Der Golem, wie er in die Welt kam
Der Golem, wie er in die Welt kam
Fritz Engel, Berliner Tageblatt, 31.10.1920, zit. nach Film und Presse, Nr. 17, 6.11.1920
Wegeners neuer "Golem", schon im Entstehen von Reklame bekränzt, ist trotzdem eine ausgezeichnete Arbeit. Die Liebesszenen, äußerlich ins Shakespearische hinüberspielend, sind so abgestanden, wie sie immer im Lichtspiele bleiben werden. Die Nuance, die vom gesprochenen Wort tausendfältig ausgeht, ist auch durch veredeltes Mienenspiel nicht zu ersetzen. Aber der Grundgedanke und seine Ausführung, beides packt und reißt mit. Hans Poelzigs Kulissen, dieses Ghetto, diese Burg, halb Wirklichkeit, halb Traum, spinnen uns leicht in die Legende ein. Das Märchen steigt dann in kühnen Umrissen auf.

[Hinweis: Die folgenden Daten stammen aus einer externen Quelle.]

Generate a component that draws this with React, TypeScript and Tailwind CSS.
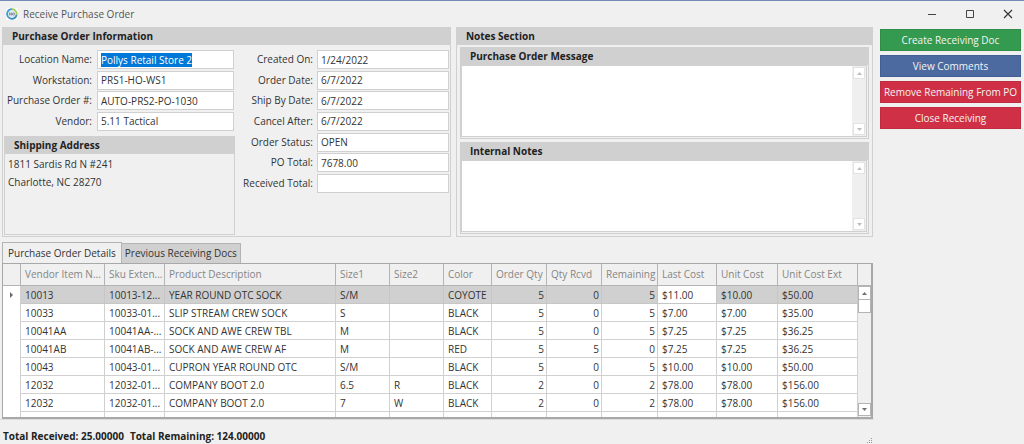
import { useEffect, useRef } from "react";
import type { ReactNode, RefObject } from "react";

type FieldData = { id: string; label: string; value: string };

const orderFields: FieldData[] = [
  { id: "location", label: "Location Name:", value: "Pollys Retail Store 2" },
  { id: "workstation", label: "Workstation:", value: "PRS1-HO-WS1" },
  { id: "po-number", label: "Purchase Order #:", value: "AUTO-PRS2-PO-1030" },
  { id: "vendor", label: "Vendor:", value: "5.11 Tactical" },
];

const dateFields: FieldData[] = [
  { id: "created", label: "Created On:", value: "1/24/2022" },
  { id: "ordered", label: "Order Date:", value: "6/7/2022" },
  { id: "ship-by", label: "Ship By Date:", value: "6/7/2022" },
  { id: "cancel", label: "Cancel After:", value: "6/7/2022" },
  { id: "status", label: "Order Status:", value: "OPEN" },
  { id: "po-total", label: "PO Total:", value: "7678.00" },
  { id: "received-total", label: "Received Total:", value: "" },
];

const columns = [
  { name: "Vendor Item N...", width: "w-[84px]" },
  { name: "Sku Exten...", width: "w-[60px]" },
  { name: "Product Description", width: "w-[171px]" },
  { name: "Size1", width: "w-[54px]" },
  { name: "Size2", width: "w-[54px]" },
  { name: "Color", width: "w-[48px]" },
  { name: "Order Qty", width: "w-[55px]", numeric: true },
  { name: "Qty Rcvd", width: "w-[55px]", numeric: true },
  { name: "Remaining", width: "w-[56px]", numeric: true },
  { name: "Last Cost", width: "w-[59px]" },
  { name: "Unit Cost", width: "w-[61px]" },
  { name: "Unit Cost Ext", width: "w-[80px]" },
];

const rows = [
  ["10013", "10013-12...", "YEAR ROUND OTC SOCK", "S/M", "", "COYOTE", "5", "0", "5", "$11.00", "$10.00", "$50.00"],
  ["10033", "10033-01...", "SLIP STREAM CREW SOCK", "S", "", "BLACK", "5", "0", "5", "$7.00", "$7.00", "$35.00"],
  ["10041AA", "10041AA-...", "SOCK AND AWE CREW TBL", "M", "", "BLACK", "5", "0", "5", "$7.25", "$7.25", "$36.25"],
  ["10041AB", "10041AB-...", "SOCK AND AWE CREW AF", "M", "", "RED", "5", "5", "0", "$7.25", "$7.25", "$36.25"],
  ["10043", "10043-01...", "CUPRON YEAR ROUND OTC", "S/M", "", "BLACK", "5", "0", "5", "$10.00", "$10.00", "$50.00"],
  ["12032", "12032-01...", "COMPANY BOOT 2.0", "6.5", "R", "BLACK", "2", "0", "2", "$78.00", "$78.00", "$156.00"],
  ["12032", "12032-01...", "COMPANY BOOT 2.0", "7", "W", "BLACK", "2", "0", "2", "$78.00", "$78.00", "$156.00"],
  ["", "", "", "", "", "", "", "", "", "", "", ""],
];

const LAST_COST = 9;

function Field({
  field,
  labelWidth,
  inputRef,
}: {
  field: FieldData;
  labelWidth: string;
  inputRef?: RefObject<HTMLInputElement | null>;
}) {
  return (
    <div className="flex items-center gap-1">
      <label htmlFor={field.id} className={`${labelWidth} shrink-0 text-right whitespace-nowrap`}>
        {field.label}
      </label>
      <input
        id={field.id}
        ref={inputRef}
        type="text"
        defaultValue={field.value}
        className="h-[19px] min-w-0 flex-1 border border-[#d0d0d0] bg-white px-[3px] leading-[14px] outline-none selection:bg-[#0078d7] selection:text-white"
      />
    </div>
  );
}

function PanelTitle({ children }: { children: ReactNode }) {
  return (
    <h2 className="h-[17px] bg-[#d0d0d0] px-[9px] font-bold leading-[17px] text-[#222222]">{children}</h2>
  );
}

function Triangle({ down, color }: { down?: boolean; color: string }) {
  return (
    <svg viewBox="0 0 5 3" className={`h-[3px] w-[5px] ${color}`} aria-hidden="true">
      <path d={down ? "M0 0h5L2.5 3z" : "M0 3h5L2.5 0z"} fill="currentColor" />
    </svg>
  );
}

function NotesBox({ id, title }: { id: string; title: string }) {
  return (
    <section className="border border-[#d0d0d0]">
      <PanelTitle>
        <label htmlFor={id}>{title}</label>
      </PanelTitle>
      <div className="mr-px mb-px flex h-[72px] border border-[#d0d0d0] bg-white">
        <textarea id={id} className="min-w-0 flex-1 resize-none bg-white px-1 outline-none" />
        <div className="flex w-[14px] flex-col justify-between bg-[#efefef] p-px">
          <button aria-label="Scroll up" className="flex h-[12px] items-center justify-center border border-[#e2e2e2] bg-white">
            <Triangle color="text-[#bdbdbd]" />
          </button>
          <button aria-label="Scroll down" className="flex h-[12px] items-center justify-center border border-[#e2e2e2] bg-white">
            <Triangle down color="text-[#bdbdbd]" />
          </button>
        </div>
      </div>
    </section>
  );
}

function TitleBar() {
  return (
    <header className="flex h-[27px] items-center border-t border-[#6f8ab7] pl-[6px] text-[#555555]">
      <svg viewBox="0 0 12 12" className="h-3 w-3" aria-hidden="true">
        <rect width="12" height="12" fill="#f8fafb" />
        <circle cx="6" cy="6" r="3.6" fill="#dfe9ee" />
        <path d="M6 1.2A4.8 4.8 0 0 0 2.2 9" fill="none" stroke="#3a9fd0" strokeWidth="1.8" />
        <path d="M6 1.2A4.8 4.8 0 0 1 10.6 7" fill="none" stroke="#a2cc5a" strokeWidth="1.8" />
        <path d="M2.2 9A4.8 4.8 0 0 0 10.6 7" fill="none" stroke="#3f8fc6" strokeWidth="1.8" />
        <path d="M3.6 4.6v2.8M5.4 4.6v2.8M3.6 6h1.8" stroke="#5d6a73" strokeWidth="0.7" />
        <circle cx="7.5" cy="6" r="1.1" fill="none" stroke="#5d6a73" strokeWidth="0.7" />
      </svg>
      <h1 className="ml-[5px] flex-1">Receive Purchase Order</h1>
      <div className="flex gap-[6px]">
        <button aria-label="Minimize" className="flex h-6 w-8 items-center justify-center">
          <svg viewBox="0 0 10 10" className="h-[10px] w-[10px]">
            <path d="M1 5.5h8" stroke="#444444" />
          </svg>
        </button>
        <button aria-label="Maximize" className="flex h-6 w-8 items-center justify-center">
          <svg viewBox="0 0 10 10" className="h-[10px] w-[10px]">
            <path d="M1.5 1.5h7v7h-7z" fill="none" stroke="#444444" />
          </svg>
        </button>
        <button aria-label="Close" className="flex h-6 w-8 items-center justify-center">
          <svg viewBox="0 0 10 10" className="h-[10px] w-[10px]">
            <path d="M1 1l8 8M9 1l-8 8" stroke="#333333" strokeWidth="1.1" />
          </svg>
        </button>
      </div>
    </header>
  );
}

function DetailsTable() {
  return (
    <div className="flex h-[156px] overflow-hidden border-t border-r-2 border-b-2 border-l border-[#a8a8a8] bg-white">
      <div className="min-w-0 flex-1 overflow-hidden">
        <table className="w-full table-fixed border-separate border-spacing-0">
          <thead>
            <tr className="h-[22px] text-left text-[#858585]">
              <th aria-label="Current row" className="w-[18px] border-r border-b border-[#b4b4b4] bg-[#f0f0f0]" />
              {columns.map((column) => (
                <th
                  key={column.name}
                  className={`${column.width} overflow-hidden border-r border-b border-[#b4b4b4] bg-[#f0f0f0] p-0 pl-1 font-normal whitespace-nowrap`}
                >
                  {column.name}
                </th>
              ))}
            </tr>
          </thead>
          <tbody>
            {rows.map((row, rowIndex) => (
              <tr key={rowIndex} className="h-[18px] leading-4">
                <td className="border-r border-[#d0d0d0] p-0">
                  {rowIndex === 0 && (
                    <svg viewBox="0 0 3 6" className="mx-auto h-[6px] w-[3px]" aria-hidden="true">
                      <path d="M0 0l3 3-3 3z" fill="#6a6a6a" />
                    </svg>
                  )}
                </td>
                {row.map((cell, i) => (
                  <td
                    key={i}
                    className={`overflow-hidden border-r border-b p-0 whitespace-nowrap ${
                      rowIndex === 0 && i !== LAST_COST ? "bg-[#d0d0d0]" : "bg-white"
                    } ${columns[i].numeric ? "pr-[2px] text-right" : "pl-1"} ${
                      rowIndex === 0 ? "border-[#c6c6c6]" : "border-[#d0d0d0]"
                    }`}
                  >
                    {cell}
                  </td>
                ))}
              </tr>
            ))}
          </tbody>
        </table>
      </div>
      <div className="flex w-[13px] flex-col bg-[#f0f0f0]">
        <div className="h-[22px] border-b border-[#b4b4b4]" />
        <button aria-label="Scroll up" className="flex h-[14px] items-center justify-center border border-[#b4b4b4] bg-white">
          <Triangle color="text-[#707070]" />
        </button>
        <div className="h-[13px] border border-t-0 border-[#b4b4b4] bg-white" />
        <div className="flex-1" />
        <button aria-label="Scroll down" className="mb-px flex h-[13px] items-center justify-center border border-[#b4b4b4] bg-white">
          <Triangle down color="text-[#707070]" />
        </button>
      </div>
    </div>
  );
}

export default function App() {
  const locationRef = useRef<HTMLInputElement>(null);

  useEffect(() => {
    locationRef.current?.focus();
    locationRef.current?.select();
  }, []);

  const action = "h-[22px] border text-center leading-5 whitespace-nowrap text-[#f4f4f4]";

  return (
    <div className="min-h-screen bg-[#f0f0f0] font-['Open_Sans','Noto_Sans',sans-serif] text-[10px] leading-[15px] text-[#333333]">
      <TitleBar />
      <div className="flex gap-[7px] pr-[3px] pl-[2px]">
        <main className="min-w-0 flex-1">
          <div className="flex gap-[5px]">
            <section className="min-w-0 flex-[449] border border-[#d0d0d0]">
              <PanelTitle>Purchase Order Information</PanelTitle>
              <div className="flex px-px pt-[5px]">
                <div className="min-w-0 flex-[231]">
                  <div className="flex h-[81px] flex-col justify-between pr-px">
                    {orderFields.map((field, i) => (
                      <Field key={field.id} field={field} labelWidth="w-[89px] pr-px" inputRef={i === 0 ? locationRef : undefined} />
                    ))}
                  </div>
                  <section className="mt-[5px] mb-px h-[99px] border border-[#d0d0d0]">
                    <PanelTitle>Shipping Address</PanelTitle>
                    <address className="px-[3px] pt-px leading-[18px] not-italic">
                      1811 Sardis Rd N #241
                      <br />
                      Charlotte, NC 28270
                    </address>
                  </section>
                </div>
                <div className="flex h-[143px] min-w-0 flex-[214] flex-col justify-between">
                  {dateFields.map((field) => (
                    <Field key={field.id} field={field} labelWidth="w-[78px]" />
                  ))}
                </div>
              </div>
            </section>

            <section className="min-w-0 flex-[417] border border-[#d0d0d0]">
              <PanelTitle>Notes Section</PanelTitle>
              <div className="flex flex-col gap-[3px] px-[3px] pt-[2px]">
                <NotesBox id="po-message" title="Purchase Order Message" />
                <NotesBox id="internal-notes" title="Internal Notes" />
              </div>
            </section>
          </div>

          <div role="tablist" className="mt-[5px] flex items-end">
            <button
              role="tab"
              aria-selected="true"
              className="h-[21px] border border-b-0 border-[#b4b4b4] px-[5px] whitespace-nowrap"
            >
              Purchase Order Details
            </button>
            <button
              role="tab"
              aria-selected="false"
              className="h-5 border border-b-0 border-l-0 border-[#b4b4b4] bg-[#d0d0d0] px-[3px] whitespace-nowrap"
            >
              Previous Receiving Docs
            </button>
          </div>
          <DetailsTable />
        </main>

        <aside className="flex w-[141px] shrink-0 flex-col gap-1 pt-[2px]">
          <button className={`${action} border-[#2f8d48] bg-[#349a50]`}>Create Receiving Doc</button>
          <button className={`${action} border-[#425f94] bg-[#4c6a9f]`}>View Comments</button>
          <button className={`${action} border-[#c02b40] bg-[#d03045]`}>Remove Remaining From PO</button>
          <button className={`${action} border-[#c02b40] bg-[#d03045]`}>Close Receiving</button>
        </aside>
      </div>

      <footer className="mr-[150px] flex h-[25px] items-end justify-between border-t border-[#dcdcdc] pl-[3px] font-bold text-[#222222]">
        <p className="flex gap-[6px]">
          <span>Total Received: 25.00000</span>
          <span>Total Remaining: 124.00000</span>
        </p>
        <svg viewBox="0 0 6 6" className="mr-px h-[6px] w-[6px]" aria-hidden="true">
          <path d="M4 0h1v1h-1zM2 2h1v1h-1zM4 2h1v1h-1zM0 4h1v1h-1zM2 4h1v1h-1zM4 4h1v1h-1z" fill="#9a9a9a" />
        </svg>
      </footer>
    </div>
  );
}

Der hohe Rabbi Löw, von dem ausdrucksvollen Steinrück mehr mönchischen als rabbinischen Aussehens gespielt, zieht uns rasch in seinen geheimnisvoll umwitterten Kreis. Wir verstehen, daß arme Juden, jahrhundertelang gequält und darum Verkündigungen erhoffend, versenkt ins Mystische, weil ihr wirklicher Tag voll Angst und Grauen war, sich an dem Prager Nekromanten verzückten und aufrichteten. Beinahe sehen wir ihn hier mit ihren Augen. Beinahe glauben auch wir, daß er gleich Gott dem Herrn verstand, einen Tonklumpen zu beleben. Aus seinen Händen wächst der Golem, riesengroß, dumpf, plump; Wegener selbst spielt ihn, ein wildes, klotziges Gespenst, ein östlicher Roland. Er dient dem Rabbi und hilft ihm, Not von seinem Volke abzuwenden. Dann erdreistet sich der Knecht. Er wird zuletzt durch ein Kind gezügelt. Das ist eine sehr liebliche, aufatmende Szene. Einzel- und Massenbilder sind von besonderer Schönheit. Da ist die Erscheinung Astaroths, das Bild der Erzväter, die Beter in der Synagoge und immer wieder der Golem selbst. Neben Wegener und Steinrück zeigen sich Lyda Salmonova, Ernst Deutsch und Lothar Müthel dem Sinne des Spiels ganz gewachsen.
Der Vorzug des "Golem" ist, daß er im Wundersamen Klarheit bewahrt. Gebt Erstaunendes, Schauerndes, aus dunklen Tiefen Geholtes, aber gebt es einfach! Das ist das Rezept, wenn ihr die Menge, die euch zahlen soll, ins Haus locken wollt!